D. LA DISSOLUTION D’UNE PERSONNE JURIDIQUE EN DROIT MAROCAIN

La dissolution d’une personne juridique c’est l’interdiction de continuer l’activité sociale, même sous un autre nom et avec d’autres directeurs, administrateurs ou gérants.

Pour qu’une telle peine accessoire puisse être prononcée, il faut admettre que les membres ou les dirigeants de la personne juridique aient préalablement fait l’objet d’une condamnation à une peine principale.

Cette dissolution peut dès lors s’analyser comme la privation du droit d’association dans le cadre de l’activité sociale initialement réprimée, que les fins de cette activité soient purement économiques, politiques ou syndicales.

1. INFRACTIONS PASSIBLES DE LA SANCTION

Elles sont prévues par le dahir du 15 novembre 1958 relatif au droit d’association, tel qu’il a été modifié et complété par la suite et notamment par la nouvelle loi n° 75-00. trois cas sont prévus par ce texte.

a. Si la personne juridique est « fondée sur une cause ou en vue d’un objet illicite, contraire aux lois, aux bonnes mœurs ou qui a pour but de porter atteinte à la religion islamique, à l’intégrité du territoire national, au régime monarchique ou de faire appel à la discrimination » (article 3 de la loi n° 75-00).

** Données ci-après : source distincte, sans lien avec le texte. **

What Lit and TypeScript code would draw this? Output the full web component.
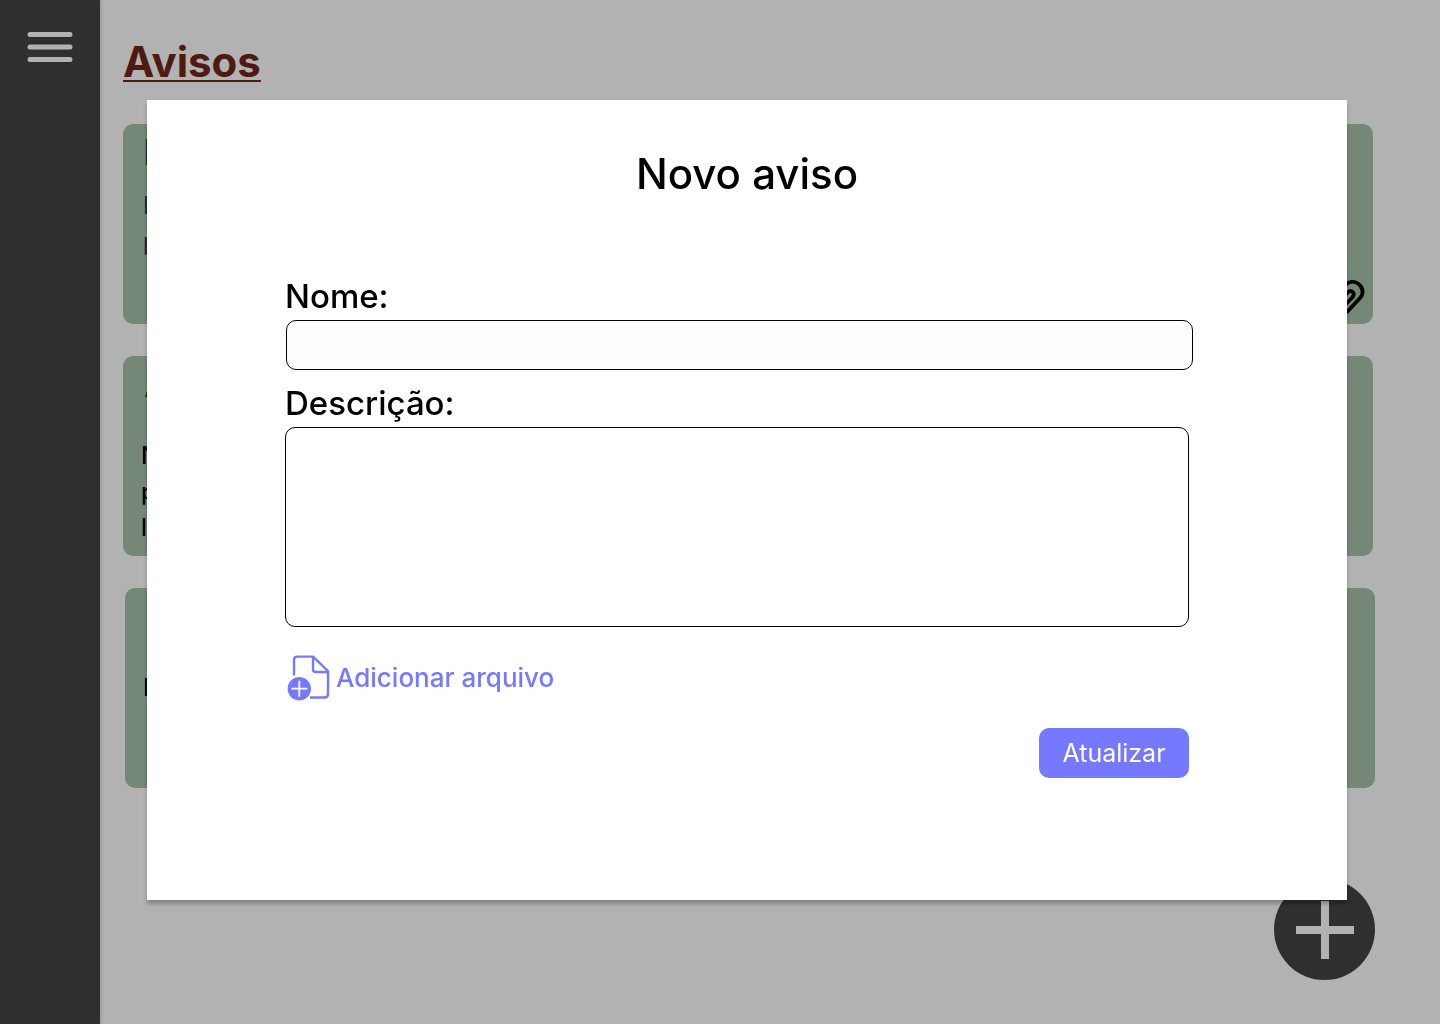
import { LitElement, html, css, svg } from "lit";
import { customElement } from "lit/decorators.js";
import { classMap } from "lit/directives/class-map.js";

interface Notice {
  title: string;
  lines: string[];
  variant: "tight" | "loose" | "plain";
  attachment: boolean;
}

const NOTICES: Notice[] = [
  { title: "N", lines: ["N", "p"], variant: "tight", attachment: true },
  { title: "A", lines: ["N", "p", "l"], variant: "loose", attachment: false },
  { title: "", lines: ["N"], variant: "plain", attachment: false },
];

const menuIcon = html`<svg width="46" height="30" viewBox="0 0 46 30" aria-hidden="true">
  ${svg`<path d="M3 2.5H43M3 15H43M3 27.5H43" fill="none" stroke="#fff" stroke-width="5" stroke-linecap="round" />`}
</svg>`;

const clipIcon = html`<svg class="clip" width="40" height="48" viewBox="0 0 40 48" aria-hidden="true">
  ${svg`<g fill="none" stroke="#000" stroke-width="3.800" stroke-linecap="round" stroke-linejoin="round">
    <path d="M3 23L16 8.500C19 5.500 24 5 28 7.500C33 11 34 17 30.500 21.500L17 36C14 39 9 39 6 36" />
    <path d="M10 25L17.500 16.500C19.500 14.500 22.300 14.500 23.300 16.700C24.200 18.500 23.500 20 22.500 21.200L13 31" />
  </g>`}
</svg>`;

const plusIcon = html`<svg width="58" height="58" viewBox="0 0 58 58" aria-hidden="true">
  ${svg`<path d="M0 29H58M29 0V58" fill="none" stroke="#fff" stroke-width="8" />`}
</svg>`;

const fileIcon = html`<svg width="44" height="48" viewBox="0 0 44 48" aria-hidden="true">
  ${svg`<g fill="none" stroke="#7579ff" stroke-width="2.4" stroke-linejoin="round">
    <path d="M8 21.500V6Q8 2.600 11.400 2.600H27L42 17V40Q42 43.500 38.500 43.500H24" />
    <path d="M27 2.600V15.500Q27 18 29.500 18H42" />
  </g>
  <circle cx="13.300" cy="34.700" r="11.700" fill="#7579ff" />
  <path d="M5.300 34.700H21.300M13.300 26.700V42.700" stroke="#fff" stroke-width="1.800" />`}
</svg>`;

@customElement("app-root")
export class AppRoot extends LitElement {
  static styles = css`
    :host {
      display: block;
      position: relative;
      font-family: Inter, "Open Sans", sans-serif;
      color: #000;
    }
    * {
      box-sizing: border-box;
    }
    button {
      font: inherit;
      border: 0;
      padding: 0;
      background: none;
      cursor: pointer;
    }
    svg {
      display: block;
    }
    .page {
      display: flex;
      min-height: 100vh;
      background: #fff;
    }
    .sidebar {
      flex: 0 0 100px;
      display: flex;
      flex-direction: column;
      align-items: center;
      padding-top: 32px;
      background: #444;
      box-shadow: 0 0 4px rgba(0, 0, 0, 0.25);
    }
    .main {
      flex: 1;
      min-width: 0;
      padding: 32px 67px 0 23px;
    }
    .heading {
      margin: 0 0 32px;
      font-size: 42px;
      line-height: 60px;
      font-weight: 700;
      color: #70271a;
      text-decoration: underline;
      text-decoration-thickness: 2px;
      text-underline-offset: 3px;
      text-decoration-skip-ink: none;
    }
    .list {
      display: flex;
      flex-direction: column;
      gap: 32px;
      will-change: transform;
    }
    .card {
      position: relative;
      height: 200px;
      padding: 4px 20px;
      border-radius: 10px;
      background: #a8c2ab;
      overflow: hidden;
    }
    .card.plain {
      margin: 0 -2px 0 2px;
      padding-left: 18px;
    }
    .title {
      margin: 0;
      font-size: 35px;
      line-height: 48px;
      font-weight: 500;
      color: #3c3c3c;
    }
    .body {
      margin: 12px 0 0;
      font-size: 24px;
      line-height: 36px;
      font-weight: 500;
    }
    .tight .body {
      color: #3c3c3c;
    }
    .card.loose {
      padding-left: 18px;
    }
    .loose .title {
      padding-left: 3px;
    }
    .loose .body {
      margin-top: 30px;
    }
    .plain .body {
      margin-top: 78px;
    }
    .line {
      display: block;
    }
    .clip {
      position: absolute;
      right: 3px;
      bottom: 0;
    }
    .fab {
      position: absolute;
      right: 65px;
      bottom: 44px;
      display: grid;
      place-items: center;
      width: 101px;
      height: 101px;
      border-radius: 50%;
      background: #444;
    }
    .overlay {
      position: absolute;
      inset: 0;
      padding: 100px 93px 124px 147px;
      background: rgba(0, 0, 0, 0.3);
    }
    .modal {
      padding: 44px 154px 122px 138px;
      background: #fff;
      box-shadow: 0 4px 4px rgba(0, 0, 0, 0.25);
    }
    .modal-title {
      margin: 0 0 66px 16px;
      font-size: 42px;
      line-height: 60px;
      font-weight: 500;
      text-align: center;
    }
    .form {
      display: flex;
      flex-direction: column;
    }
    .label {
      padding-top: 2px;
      font-size: 33px;
      line-height: 48px;
      font-weight: 500;
    }
    .field {
      border: 1px solid #000;
      border-radius: 10px;
      padding: 8px 16px;
      font: inherit;
      font-size: 24px;
      outline: none;
      resize: none;
    }
    .name {
      height: 50px;
      margin: 0 0 7px 1px;
      background: #fffcfd;
    }
    .description {
      height: 200px;
      margin-right: 4px;
      background: #fff;
    }
    .attach {
      align-self: flex-start;
      display: flex;
      align-items: center;
      gap: 6px;
      margin: 27px 0 26px 1px;
      font-size: 26px;
      line-height: 46px;
      font-weight: 500;
      color: #7579ff;
    }
    .submit {
      align-self: flex-end;
      width: 150px;
      height: 50px;
      margin-right: 4px;
      border-radius: 10px;
      background: #7579ff;
      color: #fff;
      font-size: 25px;
    }
  `;

  private renderNotice(notice: Notice) {
    return html`<article class=${classMap({ card: true, [notice.variant]: true })}>
      ${notice.title ? html`<h2 class="title">${notice.title}</h2>` : ""}
      <p class="body">${notice.lines.map((l) => html`<span class="line">${l}</span>`)}</p>
      ${notice.attachment ? clipIcon : ""}
    </article>`;
  }

  render() {
    return html`
      <div class="page">
        <nav class="sidebar">
          <button type="button" aria-label="Menu">${menuIcon}</button>
        </nav>
        <main class="main">
          <h1 class="heading">Avisos</h1>
          <div class="list">${NOTICES.map((n) => this.renderNotice(n))}</div>
        </main>
      </div>
      <button class="fab" type="button" aria-label="Novo aviso">${plusIcon}</button>
      <div class="overlay">
        <section class="modal" role="dialog" aria-modal="true" aria-labelledby="modal-title">
          <h2 class="modal-title" id="modal-title">Novo aviso</h2>
          <form class="form" @submit=${(e: Event) => e.preventDefault()}>
            <label class="label" for="name">Nome:</label>
            <input class="field name" id="name" type="text" />
            <label class="label" for="description">Descrição:</label>
            <textarea class="field description" id="description"></textarea>
            <button class="attach" type="button">${fileIcon}<span>Adicionar arquivo</span></button>
            <button class="submit" type="submit">Atualizar</button>
          </form>
        </section>
      </div>
    `;
  }
}
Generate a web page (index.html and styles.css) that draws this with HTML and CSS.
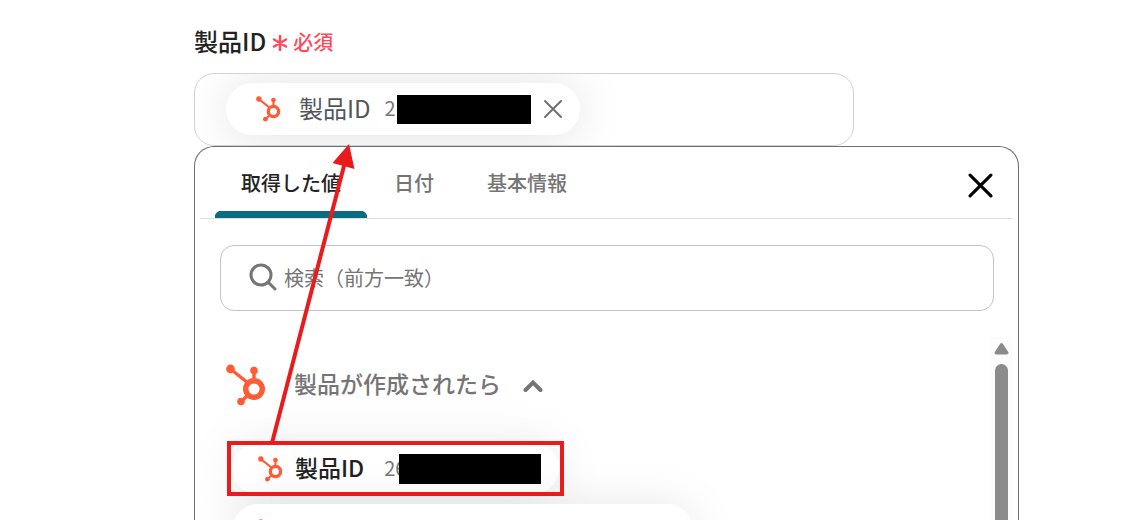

b. « S’il apparaît que l’activité de l’association est de nature à troubler l’ordre public » (article 7 alinéa 1 de la loi n° 75-00).

c. « En cas d’infraction aux dispositions de l’article 5 », c’est-à-dire aux formalités de constitution de la personne juridique.

L’article 27 de la loi 75-00 étend aux associations étrangères les mêmes règles.

2. EXÉCUTION DE LA SANCTION

La dissolution ne peut être prononcée que dans les cas prévus par la loi et en vertu d’une disposition expresse de la décision de condamnation (article 47 alinéa 2 du Code pénal marocain). Dans ce cas, la dissolution entraîne la liquidation des biens de la personne juridique.